Salt and Fresh ground black pepper to taste
Grated parmesan or pecorino to garnish at the end.
Extra AP and/or semolina flour.

Preheat your oven to 500 F making sure your bread stone is in the oven.

Your dough balls should already be made. If you are going for 8 small pizzas, your balls should be 90-100 grams each. For 4 larger, 180-200 grams each.

Roll or stretch each dough ball into a thin, relatively round pizza. I like to use a rolling pin even though purists would probably chastise me for it. I can’t seem to get my pizza dough as thin as I want using my hands only.

Coat your pizza peel with a little flour and semolina. Place your dough on top and make sure it isn’t sticking.

Start by adding a thin layer of caramelized onions to the dough. That gets topped with a little chopped kale, then cheese, then bacon.

Now here is the trick, start the pizza in the oven without the egg. In my oven, at 500 degrees, each pizza takes about 8 minutes to cook. Place your pizza directly on the stone and bake it for 4 minutes. Then, crack your egg into a little bowl and after the first 4 minutes, oven the oven and carefully pour your egg on top. Close the oven door and wait 4 more minutes. Your oven may be different, so this might require a little adjustment, one minute here or there, but in my house, 4 minutes gets the egg to the perfect point where the whites are set but the yolks are gloriously runny.

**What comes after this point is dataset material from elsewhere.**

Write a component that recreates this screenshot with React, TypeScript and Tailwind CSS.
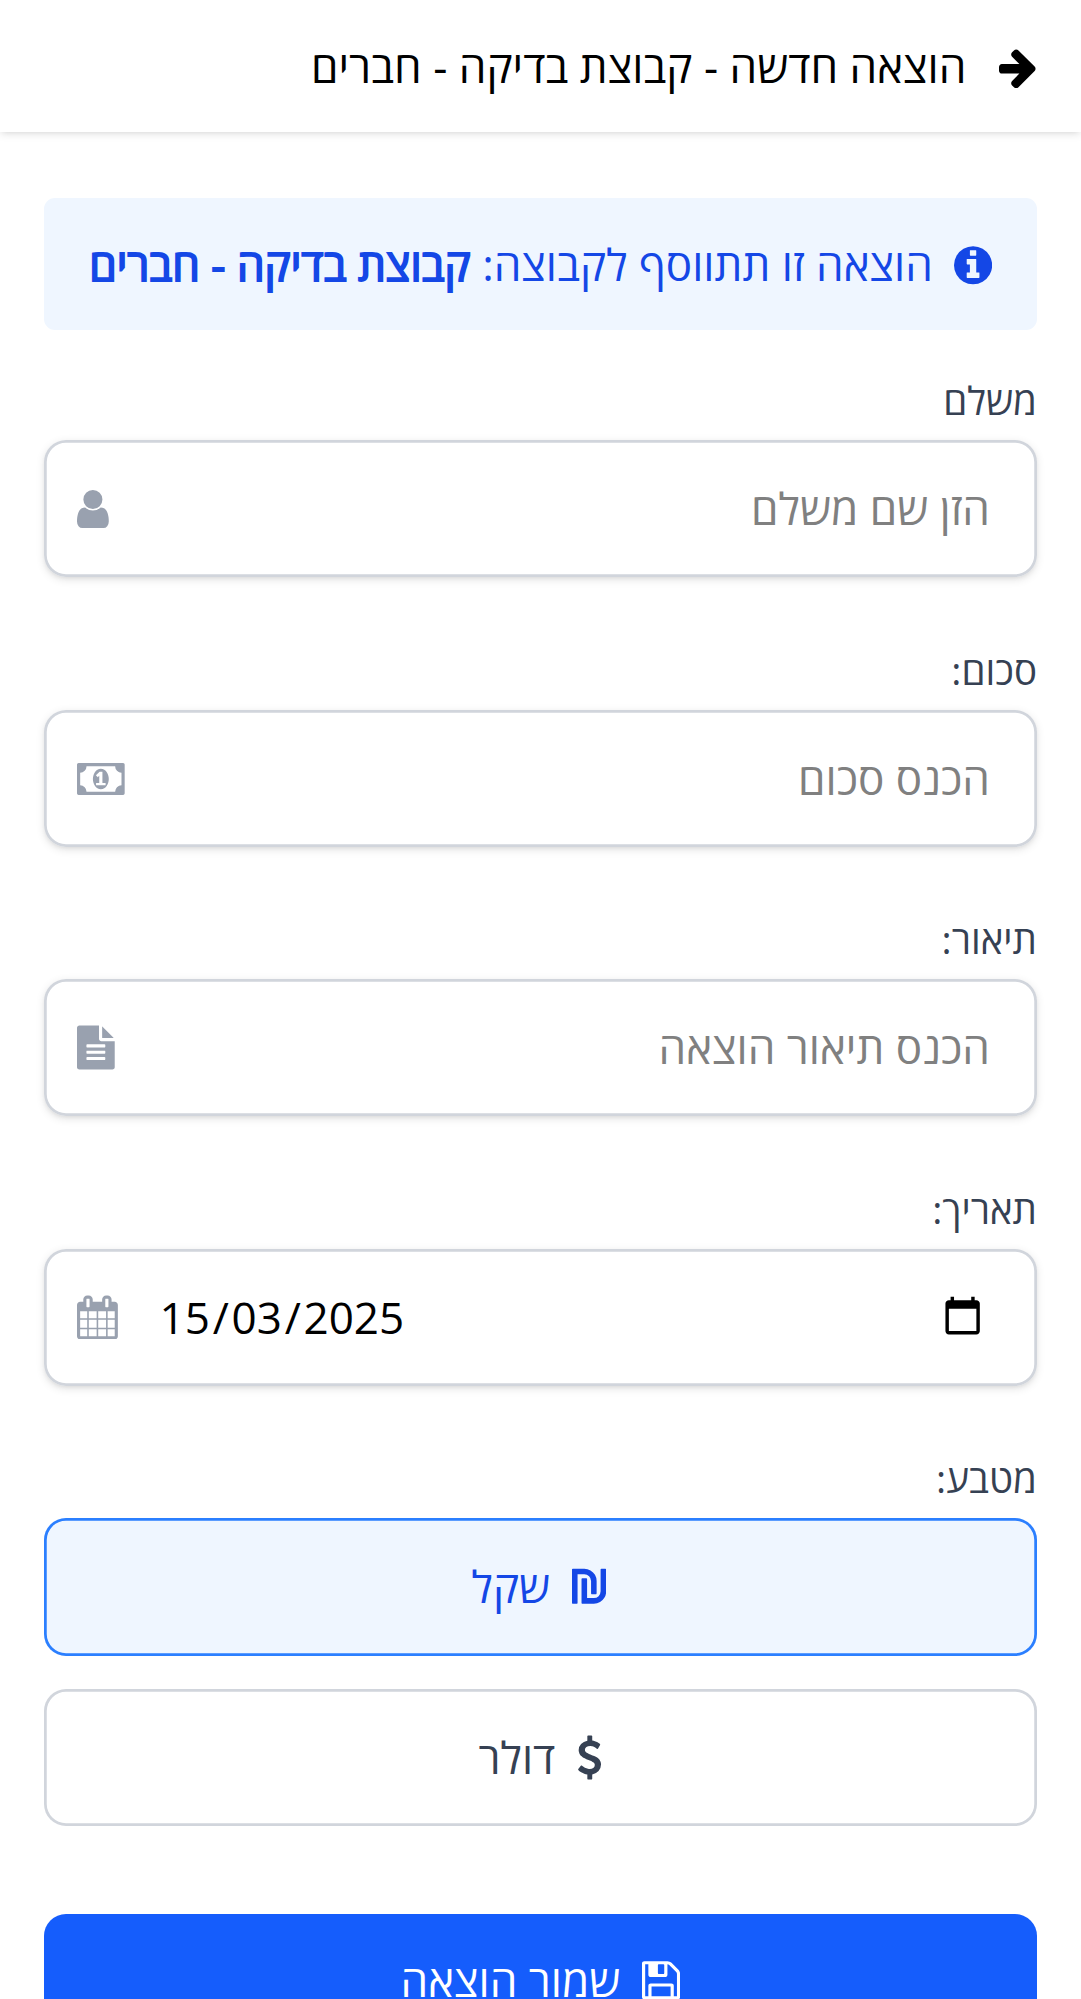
import type { ReactNode } from "react";

const ARROW =
  "M1600 960q0 54-37 91l-651 651q-39 37-91 37-51 0-90-37l-75-75q-38-38-38-91t38-91l293-293h-704q-52 0-84.5-37.5t-32.5-90.5v-128q0-53 32.5-90.5t84.5-37.5h704l-293-294q-38-36-38-90t38-90l75-75q38-38 90-38 53 0 91 38l651 651q37 35 37 90z";
const INFO =
  "M1152 1376v-160q0-14-9-23t-23-9h-96v-512q0-14-9-23t-23-9h-320q-14 0-23 9t-9 23v160q0 14 9 23t23 9h96v320h-96q-14 0-23 9t-9 23v160q0 14 9 23t23 9h448q14 0 23-9t9-23zm-128-896v-160q0-14-9-23t-23-9h-192q-14 0-23 9t-9 23v160q0 14 9 23t23 9h192q14 0 23-9t9-23zm640 416q0 209-103 385.5t-279.5 279.5-385.5 103-385.5-103-279.5-279.5-103-385.5 103-385.5 279.5-279.5 385.5-103 385.5 103 279.5 279.5 103 385.5z";
const USER =
  "M1536 1399q0 109-62.5 187t-150.5 78h-854q-88 0-150.5-78t-62.5-187q0-85 8.5-160.5t31.5-152 58.5-131 94-89 134.5-34.5q131 128 313 128t313-128q76 0 134.5 34.5t94 89 58.5 131 31.5 152 8.5 160.5zm-256-887q0 159-112.5 271.5t-271.5 112.5-271.5-112.5-112.5-271.5 112.5-271.5 271.5-112.5 271.5 112.5 112.5 271.5z";
const MONEY =
  "M768 1152h384v-96h-128v-448h-114l-148 137 77 80q42-37 55-57h2v288h-128v96zm512-256q0 70-21 142t-59.5 134-101.5 101-138 39-138-39-101.5-101-59.5-134-21-142 21-142 59.5-134 101.5-101 138-39 138 39 101.5 101 59.5 134 21 142zm512 256v-512q-106 0-181-75t-75-181h-1152q0 106-75 181t-181 75v512q106 0 181 75t75 181h1152q0-106 75-181t181-75zm128-832v1152q0 26-19 45t-45 19h-1792q-26 0-45-19t-19-45v-1152q0-26 19-45t45-19h1792q26 0 45 19t19 45z";
const FILE_TEXT =
  "M1596 476q14 14 28 36h-472v-472q22 14 36 28zm-476 164h544v1056q0 40-28 68t-68 28h-1344q-40 0-68-28t-28-68v-1600q0-40 28-68t68-28h800v544q0 40 28 68t68 28zm160 736v-64q0-14-9-23t-23-9h-704q-14 0-23 9t-9 23v64q0 14 9 23t23 9h704q14 0 23-9t9-23zm0-256v-64q0-14-9-23t-23-9h-704q-14 0-23 9t-9 23v64q0 14 9 23t23 9h704q14 0 23-9t9-23zm0-256v-64q0-14-9-23t-23-9h-704q-14 0-23 9t-9 23v64q0 14 9 23t23 9h704q14 0 23-9t9-23z";
const CALENDAR =
  "M192 1664h288v-288h-288v288zm352 0h320v-288h-320v288zm-352-352h288v-320h-288v320zm352 0h320v-320h-320v320zm-352-384h288v-288h-288v288zm736 736h320v-288h-320v288zm-384-736h320v-288h-320v288zm768 736h288v-288h-288v288zm-384-352h320v-320h-320v320zm-352-864v-288q0-13-9.5-22.5t-22.5-9.5h-64q-13 0-22.5 9.5t-9.5 22.5v288q0 13 9.5 22.5t22.5 9.5h64q13 0 22.5-9.5t9.5-22.5zm736 864h288v-320h-288v320zm-384-384h320v-288h-320v288zm384 0h288v-288h-288v288zm32-480v-288q0-13-9.5-22.5t-22.5-9.5h-64q-13 0-22.5 9.5t-9.5 22.5v288q0 13 9.5 22.5t22.5 9.5h64q13 0 22.5-9.5t9.5-22.5zm384-64v1280q0 52-38 90t-90 38h-1408q-52 0-90-38t-38-90v-1280q0-52 38-90t90-38h128v-96q0-66 47-113t113-47h64q66 0 113 47t47 113v96h384v-96q0-66 47-113t113-47h64q66 0 113 47t47 113v96h128q52 0 90 38t38 90z";
const SHEKEL =
  "M992 496v496q0 14-9 23t-23 9h-160q-14 0-23-9t-9-23v-496q0-112-80-192t-192-80h-272v1152q0 14-9 23t-23 9h-160q-14 0-23-9t-9-23v-1344q0-14 9-23t23-9h464q135 0 249 66.5t180.5 180.5 66.5 249zm384-464v880q0 135-66.5 249t-180.5 180.5-249 66.5h-464q-14 0-23-9t-9-23v-960q0-14 9-23t23-9h160q14 0 23 9t9 23v768h272q112 0 192-80t80-192v-880q0-14 9-23t23-9h160q14 0 23 9t9 23z";
const DOLLAR =
  "M1362 1185q0 153-99.5 263.5t-258.5 136.5v175q0 14-9 23t-23 9h-135q-13 0-22.5-9.5t-9.5-22.5v-175q-66-9-127.5-31t-101.5-44.5-74-48-46.5-37.5-17.5-18q-17-21-2-41l103-135q7-10 23-12 15-2 24 9l2 2q113 99 243 125 37 8 74 8 81 0 142.5-43t61.5-122q0-28-15-53t-33.5-42-58.5-37.5-66-32-80-32.5q-39-16-61.5-25t-61.5-26.5-62.5-31-56.5-35.5-53.5-42.5-43.5-49-35.5-58-21-66.5-8.5-78q0-138 98-242t255-134v-180q0-13 9.5-22.5t22.5-9.5h135q14 0 23 9t9 23v176q57 6 110.5 23t87 33.5 63.5 37.5 39 29 15 14q17 18 5 38l-81 146q-8 15-23 16-14 3-27-7-3-3-14.5-12t-39-26.5-58.5-32-74.5-26-85.5-11.5q-95 0-155 43t-60 111q0 26 8.5 48t29.5 41.5 39.5 33 56 31 60.5 27 70 27.5q53 20 81 31.5t76 35 75.5 42.5 62 50 53 63.5 31.5 76.5 13 94z";
const SAVE =
  "M512 1536h768v-384h-768v384zm896 0h128v-896q0-14-10-38.5t-20-34.5l-281-281q-10-10-34-20t-39-10v416q0 40-28 68t-68 28h-576q-40 0-68-28t-28-68v-416h-128v1280h128v-416q0-40 28-68t68-28h832q40 0 68 28t28 68v416zm-384-928v-320q0-13-9.5-22.5t-22.5-9.5h-192q-13 0-22.5 9.5t-9.5 22.5v320q0 13 9.5 22.5t22.5 9.5h192q13 0 22.5-9.5t9.5-22.5zm640 32v928q0 40-28 68t-68 28h-1344q-40 0-68-28t-28-68v-1344q0-40 28-68t68-28h928q40 0 88 20t76 48l280 280q28 28 48 76t20 88z";

function Icon({ d, box }: { d: string; box: string }) {
  return (
    <svg viewBox={box} className="h-[44.5px] w-auto shrink-0" fill="currentColor" aria-hidden="true">
      <path d={d} />
    </svg>
  );
}

function Label({ children }: { children: ReactNode }) {
  return <div className="mb-[12px] h-[54px] text-[38.5px] leading-[53px] text-gray-700">{children}</div>;
}

function Field({ label, icon, children }: { label: string; icon: ReactNode; children: ReactNode }) {
  return (
    <div>
      <Label>{label}</Label>
      <div className="flex h-[137px] items-center justify-between rounded-[22px] pr-[47px] pl-[33px] shadow-[inset_0_0_0_2.75px_#d1d5dc,0_2.75px_8.25px_rgb(0_0_0/0.1),0_2.75px_5.5px_-2.75px_rgb(0_0_0/0.1)]">
        {children}
        <span className="text-gray-400">{icon}</span>
      </div>
    </div>
  );
}

function Placeholder({ children }: { children: ReactNode }) {
  return <span className="mb-[1px] leading-[66px] text-[#808080]">{children}</span>;
}

export default function App() {
  return (
    <div
      dir="rtl"
      className="h-[1999px] w-full overflow-hidden bg-white font-['Open_Sans','Noto_Sans',sans-serif] text-[44px] leading-[66px] text-black"
    >
      <header className="flex h-[132px] items-center gap-[32.5px] px-[44px] shadow-[0_2.75px_8.25px_rgb(0_0_0/0.1),0_2.75px_5.5px_-2.75px_rgb(0_0_0/0.1)]">
        <Icon d={ARROW} box="128 -40 1536 1792" />
        <h1 className="whitespace-nowrap">הוצאה חדשה - קבוצת בדיקה - חברים</h1>
      </header>

      <main className="px-[44px] pt-[66px]">
        <div className="mb-[44px] flex h-[132px] items-center gap-[21px] rounded-[11px] bg-blue-50 px-[45px] text-blue-700">
          <Icon d={INFO} box="128 -40 1536 1792" />
          <span className="whitespace-nowrap">
            הוצאה זו תתווסף לקבוצה:{" "}
            <strong className="font-normal [-webkit-text-stroke:1.8px_currentColor]">קבוצת בדיקה - חברים</strong>
          </span>
        </div>

        <div className="flex flex-col gap-[66.5px]">
          <Field label="משלם" icon={<Icon d={USER} box="256 -30 1280 1792" />}>
            <Placeholder>הזן שם משלם</Placeholder>
          </Field>
          <Field label="סכום:" icon={<Icon d={MONEY} box="0 -30 1920 1792" />}>
            <Placeholder>הכנס סכום</Placeholder>
          </Field>
          <Field label="תיאור:" icon={<Icon d={FILE_TEXT} box="128 -20 1536 1812" />}>
            <Placeholder>הכנס תיאור הוצאה</Placeholder>
          </Field>
          <Field label="תאריך:" icon={<Icon d={CALENDAR} box="64 -20 1664 1812" />}>
            <div className="flex flex-1 items-center justify-between pr-[6.5px] pl-[39px]">
              <svg viewBox="0 0 24 24" className="mb-[3px] size-[41.25px]" fill="currentColor" aria-hidden="true">
                <path d="M20 3h-1V1h-2v2H7V1H5v2H4c-1.1 0-2 .9-2 2v16c0 1.1.9 2 2 2h16c1.1 0 2-.9 2-2V5c0-1.1-.9-2-2-2zm0 18H4V8h16v13z" />
              </svg>
              <span dir="ltr" className="whitespace-nowrap">
                <span className="px-[2.75px]">15</span>/<span className="px-[2.75px]">03</span>/
                <span className="pl-[2.75px]">2025</span>
              </span>
            </div>
          </Field>

          <div>
            <Label>מטבע:</Label>
            <div className="flex flex-col gap-[33px]">
              <button className="flex h-[137.5px] items-center justify-center gap-[22px] rounded-[22px] bg-blue-50 pr-[3px] text-blue-700 shadow-[inset_0_0_0_2.75px_#2b7fff]">
                <Icon d={SHEKEL} box="0 -150 1376 1792" />
                <span className="mb-[1px]">שקל</span>
              </button>
              <button className="flex h-[137.5px] items-center justify-center gap-[22px] rounded-[22px] text-gray-700 shadow-[inset_0_0_0_2.75px_#d1d5dc]">
                <Icon d={DOLLAR} box="384 -20 1024 1812" />
                <span>דולר</span>
              </button>
            </div>
          </div>
        </div>

        <button className="mt-[88px] flex h-[132px] w-full items-center justify-center gap-[22px] rounded-[22px] bg-blue-600 text-white">
          <Icon d={SAVE} box="128 0 1536 1792" />
          <span>שמור הוצאה</span>
        </button>
      </main>
    </div>
  );
}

After 8 minutes total time (4 without egg, 4 with) you are ready to go. Using your peel, carefully get that pizza out of the oven and onto your plate or cutting board.

Garnish with fresh ground pepper, grated cheese, and salt if you like (usually the cheese is plenty salty for me) then devour that cheesy, umami, runny egg goodness!

 

2 thoughts on “Caramelized Onion, Kale, Bacon and Egg Pizza

  1. Oh lordy Jesus help me — this looks amazing! I am definitely trying this recipe. Thanks for sharing!

  2. My pleasure! And thanks for visiting, let me know how yours turns out!